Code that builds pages
= = =
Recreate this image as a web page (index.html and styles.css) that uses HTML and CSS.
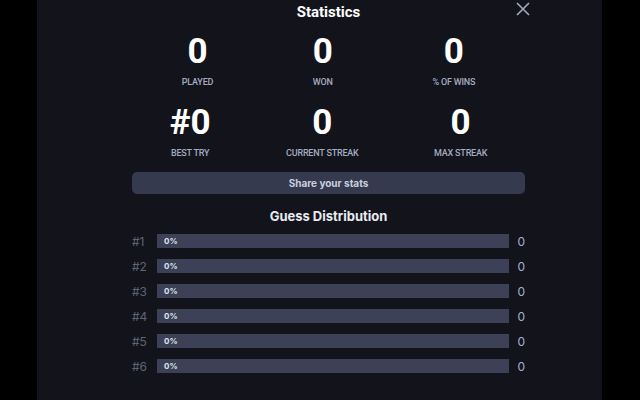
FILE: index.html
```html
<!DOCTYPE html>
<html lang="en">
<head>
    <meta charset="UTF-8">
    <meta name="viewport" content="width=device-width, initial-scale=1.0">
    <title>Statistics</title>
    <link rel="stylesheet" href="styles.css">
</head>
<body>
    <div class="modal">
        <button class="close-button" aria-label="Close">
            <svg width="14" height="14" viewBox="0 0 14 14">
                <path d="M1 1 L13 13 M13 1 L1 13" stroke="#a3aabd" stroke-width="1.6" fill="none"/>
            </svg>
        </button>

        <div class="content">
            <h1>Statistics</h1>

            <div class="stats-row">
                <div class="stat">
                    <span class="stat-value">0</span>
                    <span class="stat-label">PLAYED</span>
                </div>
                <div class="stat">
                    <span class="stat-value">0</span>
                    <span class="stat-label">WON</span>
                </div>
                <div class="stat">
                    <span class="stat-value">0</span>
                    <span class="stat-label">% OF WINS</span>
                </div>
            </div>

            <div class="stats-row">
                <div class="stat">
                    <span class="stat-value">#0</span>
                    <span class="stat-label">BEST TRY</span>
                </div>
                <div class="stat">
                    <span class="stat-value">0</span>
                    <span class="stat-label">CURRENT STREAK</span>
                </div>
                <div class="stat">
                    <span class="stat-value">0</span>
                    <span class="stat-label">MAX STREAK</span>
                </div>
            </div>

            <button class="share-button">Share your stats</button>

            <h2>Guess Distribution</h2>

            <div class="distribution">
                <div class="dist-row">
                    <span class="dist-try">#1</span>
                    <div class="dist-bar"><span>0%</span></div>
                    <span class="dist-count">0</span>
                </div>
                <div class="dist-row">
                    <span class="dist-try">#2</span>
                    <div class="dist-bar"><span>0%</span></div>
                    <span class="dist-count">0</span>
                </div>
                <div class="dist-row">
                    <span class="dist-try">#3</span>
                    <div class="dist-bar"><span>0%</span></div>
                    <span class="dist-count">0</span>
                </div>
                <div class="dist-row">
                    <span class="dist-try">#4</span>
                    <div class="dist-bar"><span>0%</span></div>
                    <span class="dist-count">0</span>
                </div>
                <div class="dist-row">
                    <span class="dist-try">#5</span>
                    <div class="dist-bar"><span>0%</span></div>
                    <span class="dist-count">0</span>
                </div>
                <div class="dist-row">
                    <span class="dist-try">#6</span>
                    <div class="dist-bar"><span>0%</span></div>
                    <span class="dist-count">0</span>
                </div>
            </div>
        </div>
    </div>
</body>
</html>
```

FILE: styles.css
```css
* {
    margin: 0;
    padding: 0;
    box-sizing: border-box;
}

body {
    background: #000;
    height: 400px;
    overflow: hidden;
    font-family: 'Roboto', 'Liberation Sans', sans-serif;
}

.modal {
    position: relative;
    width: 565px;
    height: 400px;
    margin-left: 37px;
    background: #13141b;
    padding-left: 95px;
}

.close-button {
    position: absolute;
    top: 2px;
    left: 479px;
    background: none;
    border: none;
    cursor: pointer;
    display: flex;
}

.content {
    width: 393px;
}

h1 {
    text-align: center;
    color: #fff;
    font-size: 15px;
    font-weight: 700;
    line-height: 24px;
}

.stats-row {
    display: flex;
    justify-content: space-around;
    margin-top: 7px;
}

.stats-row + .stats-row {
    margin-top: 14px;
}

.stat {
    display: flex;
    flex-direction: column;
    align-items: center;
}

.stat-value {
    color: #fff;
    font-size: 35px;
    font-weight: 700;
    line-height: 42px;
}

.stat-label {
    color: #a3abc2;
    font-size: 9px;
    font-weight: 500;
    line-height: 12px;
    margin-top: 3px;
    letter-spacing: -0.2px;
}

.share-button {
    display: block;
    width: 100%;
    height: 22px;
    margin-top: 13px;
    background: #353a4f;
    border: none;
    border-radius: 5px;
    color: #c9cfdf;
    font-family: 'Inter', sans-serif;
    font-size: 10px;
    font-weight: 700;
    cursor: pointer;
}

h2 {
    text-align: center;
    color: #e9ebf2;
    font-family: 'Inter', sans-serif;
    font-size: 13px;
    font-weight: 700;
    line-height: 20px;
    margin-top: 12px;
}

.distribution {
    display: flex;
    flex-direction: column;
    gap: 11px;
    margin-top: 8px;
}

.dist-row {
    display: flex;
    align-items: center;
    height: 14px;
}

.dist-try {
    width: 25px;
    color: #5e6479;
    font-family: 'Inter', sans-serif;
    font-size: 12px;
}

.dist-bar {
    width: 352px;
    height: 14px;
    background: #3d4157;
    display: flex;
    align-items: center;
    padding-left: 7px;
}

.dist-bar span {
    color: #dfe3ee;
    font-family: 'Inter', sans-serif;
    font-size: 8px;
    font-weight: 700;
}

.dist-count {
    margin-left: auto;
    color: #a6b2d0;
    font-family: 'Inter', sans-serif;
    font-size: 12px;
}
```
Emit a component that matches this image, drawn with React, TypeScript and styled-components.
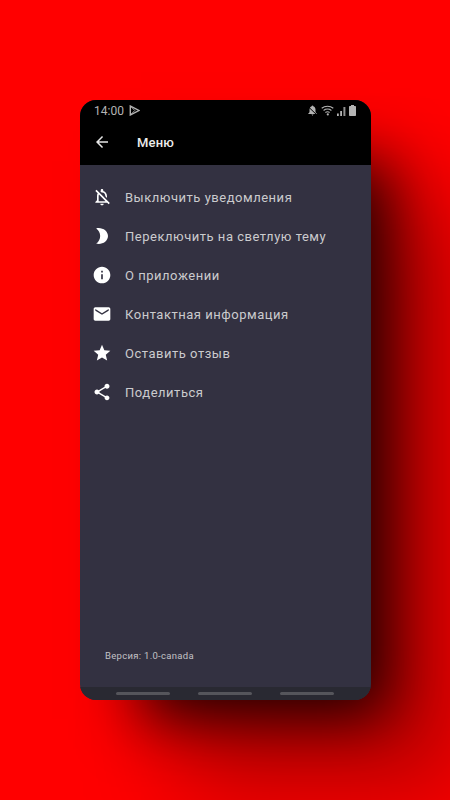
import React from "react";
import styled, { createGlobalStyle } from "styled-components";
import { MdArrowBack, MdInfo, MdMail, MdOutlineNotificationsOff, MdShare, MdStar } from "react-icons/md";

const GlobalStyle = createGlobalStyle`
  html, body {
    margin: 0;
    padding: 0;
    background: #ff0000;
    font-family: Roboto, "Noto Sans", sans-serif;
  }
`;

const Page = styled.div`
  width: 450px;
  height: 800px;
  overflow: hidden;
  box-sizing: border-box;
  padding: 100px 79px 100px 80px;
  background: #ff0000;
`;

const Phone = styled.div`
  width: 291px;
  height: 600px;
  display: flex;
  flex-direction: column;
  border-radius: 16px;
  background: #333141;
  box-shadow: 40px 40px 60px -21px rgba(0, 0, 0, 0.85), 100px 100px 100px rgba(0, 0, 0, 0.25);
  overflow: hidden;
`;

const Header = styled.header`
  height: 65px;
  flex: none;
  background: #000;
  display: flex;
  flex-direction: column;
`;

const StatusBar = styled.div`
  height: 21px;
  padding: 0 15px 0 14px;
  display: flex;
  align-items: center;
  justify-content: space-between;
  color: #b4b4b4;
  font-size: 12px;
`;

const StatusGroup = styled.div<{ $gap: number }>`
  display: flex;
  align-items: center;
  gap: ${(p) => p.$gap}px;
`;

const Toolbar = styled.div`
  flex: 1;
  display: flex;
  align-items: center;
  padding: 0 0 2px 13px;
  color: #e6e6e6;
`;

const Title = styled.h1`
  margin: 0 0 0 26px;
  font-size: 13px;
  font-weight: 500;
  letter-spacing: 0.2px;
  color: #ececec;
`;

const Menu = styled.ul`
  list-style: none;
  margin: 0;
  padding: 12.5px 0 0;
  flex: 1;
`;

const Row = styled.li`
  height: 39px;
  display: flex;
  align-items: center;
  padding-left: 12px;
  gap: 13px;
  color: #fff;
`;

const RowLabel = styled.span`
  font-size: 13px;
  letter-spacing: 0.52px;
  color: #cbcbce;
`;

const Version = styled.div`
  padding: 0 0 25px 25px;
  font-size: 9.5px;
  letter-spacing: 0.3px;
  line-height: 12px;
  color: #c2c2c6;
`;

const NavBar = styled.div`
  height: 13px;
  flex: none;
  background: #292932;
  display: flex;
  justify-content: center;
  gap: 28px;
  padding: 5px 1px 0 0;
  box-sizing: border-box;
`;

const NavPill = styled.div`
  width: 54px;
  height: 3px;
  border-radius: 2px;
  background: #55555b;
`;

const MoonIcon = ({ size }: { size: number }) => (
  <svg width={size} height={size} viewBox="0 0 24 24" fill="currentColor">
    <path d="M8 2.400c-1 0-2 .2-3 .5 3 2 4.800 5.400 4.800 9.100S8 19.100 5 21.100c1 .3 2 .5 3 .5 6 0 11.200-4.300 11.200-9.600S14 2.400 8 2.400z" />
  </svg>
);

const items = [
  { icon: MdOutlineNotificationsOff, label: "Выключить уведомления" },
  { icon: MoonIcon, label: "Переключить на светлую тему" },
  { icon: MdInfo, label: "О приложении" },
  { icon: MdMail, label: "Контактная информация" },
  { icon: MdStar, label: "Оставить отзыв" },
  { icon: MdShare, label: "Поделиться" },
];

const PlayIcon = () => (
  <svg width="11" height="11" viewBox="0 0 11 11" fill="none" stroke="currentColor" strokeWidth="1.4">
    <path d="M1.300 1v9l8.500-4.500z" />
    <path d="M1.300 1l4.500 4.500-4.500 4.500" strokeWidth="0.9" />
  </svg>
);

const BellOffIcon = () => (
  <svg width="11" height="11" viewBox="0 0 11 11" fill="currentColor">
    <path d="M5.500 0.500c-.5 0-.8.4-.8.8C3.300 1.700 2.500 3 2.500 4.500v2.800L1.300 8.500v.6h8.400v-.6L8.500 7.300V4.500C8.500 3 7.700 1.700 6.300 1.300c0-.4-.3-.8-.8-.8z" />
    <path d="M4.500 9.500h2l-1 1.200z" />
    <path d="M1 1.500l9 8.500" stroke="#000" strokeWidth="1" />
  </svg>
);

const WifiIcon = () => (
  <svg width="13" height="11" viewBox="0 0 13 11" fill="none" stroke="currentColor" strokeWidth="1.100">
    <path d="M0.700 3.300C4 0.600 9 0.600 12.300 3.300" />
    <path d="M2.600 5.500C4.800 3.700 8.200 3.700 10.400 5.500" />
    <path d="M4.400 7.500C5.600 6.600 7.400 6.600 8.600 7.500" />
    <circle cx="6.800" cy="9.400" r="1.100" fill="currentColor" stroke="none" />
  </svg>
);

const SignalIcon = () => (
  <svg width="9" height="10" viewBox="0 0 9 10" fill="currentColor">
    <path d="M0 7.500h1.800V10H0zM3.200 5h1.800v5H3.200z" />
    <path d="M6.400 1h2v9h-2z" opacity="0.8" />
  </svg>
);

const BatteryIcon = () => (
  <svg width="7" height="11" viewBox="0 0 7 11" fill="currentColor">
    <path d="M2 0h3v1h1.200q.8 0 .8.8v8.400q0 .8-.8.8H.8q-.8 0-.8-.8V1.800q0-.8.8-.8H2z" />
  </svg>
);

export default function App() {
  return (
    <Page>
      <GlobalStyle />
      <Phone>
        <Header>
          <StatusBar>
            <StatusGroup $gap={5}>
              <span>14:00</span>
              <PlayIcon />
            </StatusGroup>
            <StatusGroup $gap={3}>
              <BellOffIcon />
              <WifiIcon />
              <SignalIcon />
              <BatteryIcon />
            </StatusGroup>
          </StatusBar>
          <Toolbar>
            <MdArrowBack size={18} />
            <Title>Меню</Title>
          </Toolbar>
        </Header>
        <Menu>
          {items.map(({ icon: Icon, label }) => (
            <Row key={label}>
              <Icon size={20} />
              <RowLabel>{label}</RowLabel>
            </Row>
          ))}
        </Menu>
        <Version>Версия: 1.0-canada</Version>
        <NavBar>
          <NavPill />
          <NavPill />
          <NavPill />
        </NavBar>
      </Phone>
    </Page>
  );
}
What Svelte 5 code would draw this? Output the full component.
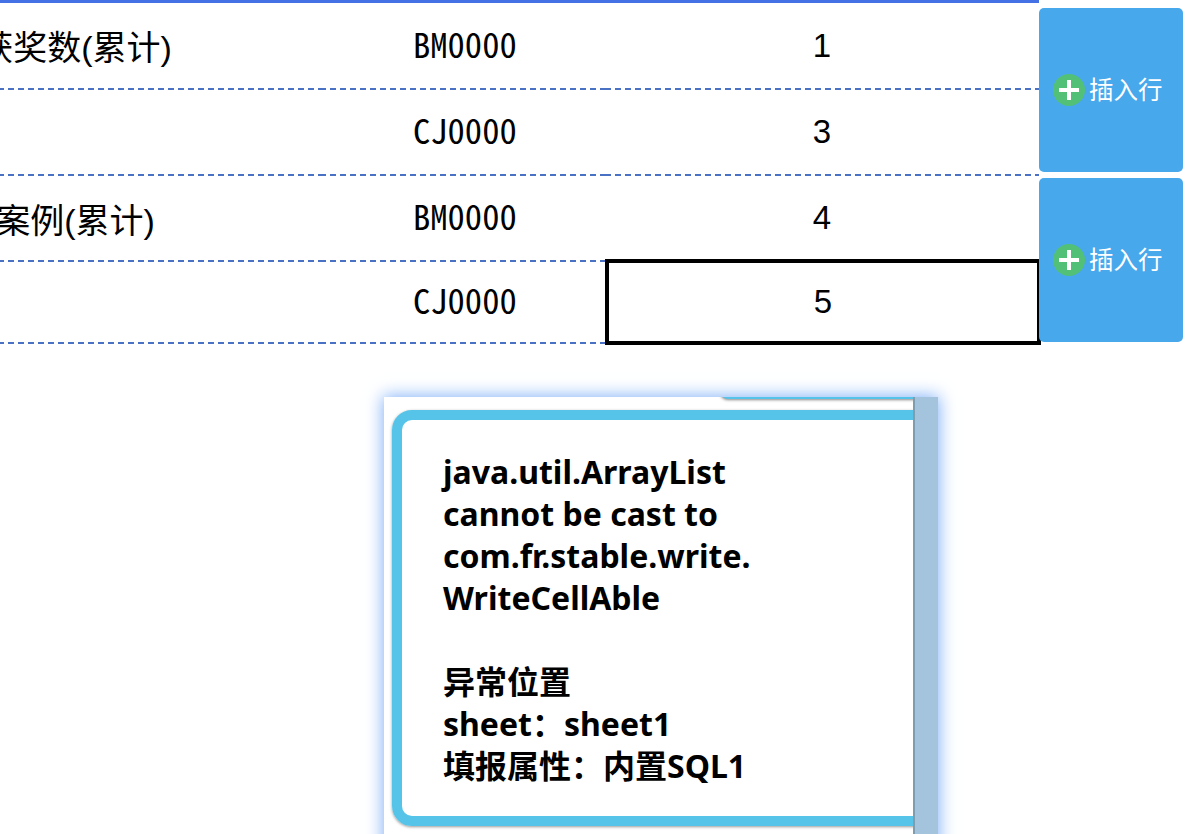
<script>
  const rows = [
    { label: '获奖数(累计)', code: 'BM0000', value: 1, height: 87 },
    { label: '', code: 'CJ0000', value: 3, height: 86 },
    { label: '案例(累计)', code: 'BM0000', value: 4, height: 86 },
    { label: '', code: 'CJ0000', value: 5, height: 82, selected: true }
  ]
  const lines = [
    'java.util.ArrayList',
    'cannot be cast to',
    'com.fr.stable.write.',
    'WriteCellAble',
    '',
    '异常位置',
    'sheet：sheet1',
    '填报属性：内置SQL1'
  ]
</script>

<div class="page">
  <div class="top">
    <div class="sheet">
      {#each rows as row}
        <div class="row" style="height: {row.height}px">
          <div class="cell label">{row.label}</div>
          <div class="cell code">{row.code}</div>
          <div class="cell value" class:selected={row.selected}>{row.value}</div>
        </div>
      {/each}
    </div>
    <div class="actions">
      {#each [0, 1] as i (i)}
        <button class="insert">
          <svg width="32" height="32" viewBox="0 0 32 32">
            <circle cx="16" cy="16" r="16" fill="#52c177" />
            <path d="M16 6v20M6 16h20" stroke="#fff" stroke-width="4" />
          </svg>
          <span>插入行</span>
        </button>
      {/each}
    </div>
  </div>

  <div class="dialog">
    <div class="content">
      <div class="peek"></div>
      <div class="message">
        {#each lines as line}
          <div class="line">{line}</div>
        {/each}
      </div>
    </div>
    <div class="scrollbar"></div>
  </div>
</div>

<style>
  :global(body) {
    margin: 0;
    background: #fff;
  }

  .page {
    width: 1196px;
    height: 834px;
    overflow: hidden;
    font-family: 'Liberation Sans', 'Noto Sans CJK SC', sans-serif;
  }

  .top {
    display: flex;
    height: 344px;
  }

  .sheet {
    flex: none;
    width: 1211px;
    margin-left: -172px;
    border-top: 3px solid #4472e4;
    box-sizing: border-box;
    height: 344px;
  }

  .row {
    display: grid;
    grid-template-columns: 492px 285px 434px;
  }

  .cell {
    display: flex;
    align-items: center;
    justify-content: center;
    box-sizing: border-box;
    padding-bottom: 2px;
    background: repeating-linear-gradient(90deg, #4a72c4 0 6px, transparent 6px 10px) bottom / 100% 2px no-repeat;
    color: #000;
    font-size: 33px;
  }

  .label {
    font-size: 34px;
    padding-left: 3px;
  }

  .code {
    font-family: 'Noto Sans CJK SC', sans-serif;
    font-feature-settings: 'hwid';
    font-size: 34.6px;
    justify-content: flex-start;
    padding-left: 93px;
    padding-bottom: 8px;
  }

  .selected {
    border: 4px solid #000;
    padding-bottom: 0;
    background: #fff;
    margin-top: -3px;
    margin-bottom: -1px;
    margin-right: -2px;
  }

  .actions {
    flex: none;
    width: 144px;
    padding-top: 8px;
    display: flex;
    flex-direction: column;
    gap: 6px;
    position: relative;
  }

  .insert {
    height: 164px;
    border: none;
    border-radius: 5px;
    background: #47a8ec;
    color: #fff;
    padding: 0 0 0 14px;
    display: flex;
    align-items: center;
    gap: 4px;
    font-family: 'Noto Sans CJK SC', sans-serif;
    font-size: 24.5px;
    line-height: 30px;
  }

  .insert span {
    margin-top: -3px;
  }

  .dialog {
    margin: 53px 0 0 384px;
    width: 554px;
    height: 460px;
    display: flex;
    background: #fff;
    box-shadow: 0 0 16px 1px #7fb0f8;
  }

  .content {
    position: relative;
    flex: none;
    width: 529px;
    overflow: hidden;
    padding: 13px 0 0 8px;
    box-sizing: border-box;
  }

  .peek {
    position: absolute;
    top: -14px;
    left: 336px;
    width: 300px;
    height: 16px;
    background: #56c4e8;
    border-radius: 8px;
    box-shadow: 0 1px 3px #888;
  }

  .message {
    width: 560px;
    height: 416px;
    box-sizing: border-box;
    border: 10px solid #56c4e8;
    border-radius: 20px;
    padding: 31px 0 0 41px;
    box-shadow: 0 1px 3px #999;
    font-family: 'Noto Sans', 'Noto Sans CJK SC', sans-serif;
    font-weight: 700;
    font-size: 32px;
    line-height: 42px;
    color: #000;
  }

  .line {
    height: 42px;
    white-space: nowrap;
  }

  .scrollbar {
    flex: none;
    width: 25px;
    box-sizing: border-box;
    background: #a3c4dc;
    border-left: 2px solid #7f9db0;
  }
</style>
= = =
- **Directions**
Above are records; say how many of their lines contain the word "image", giving only the number.

- **Task result**
2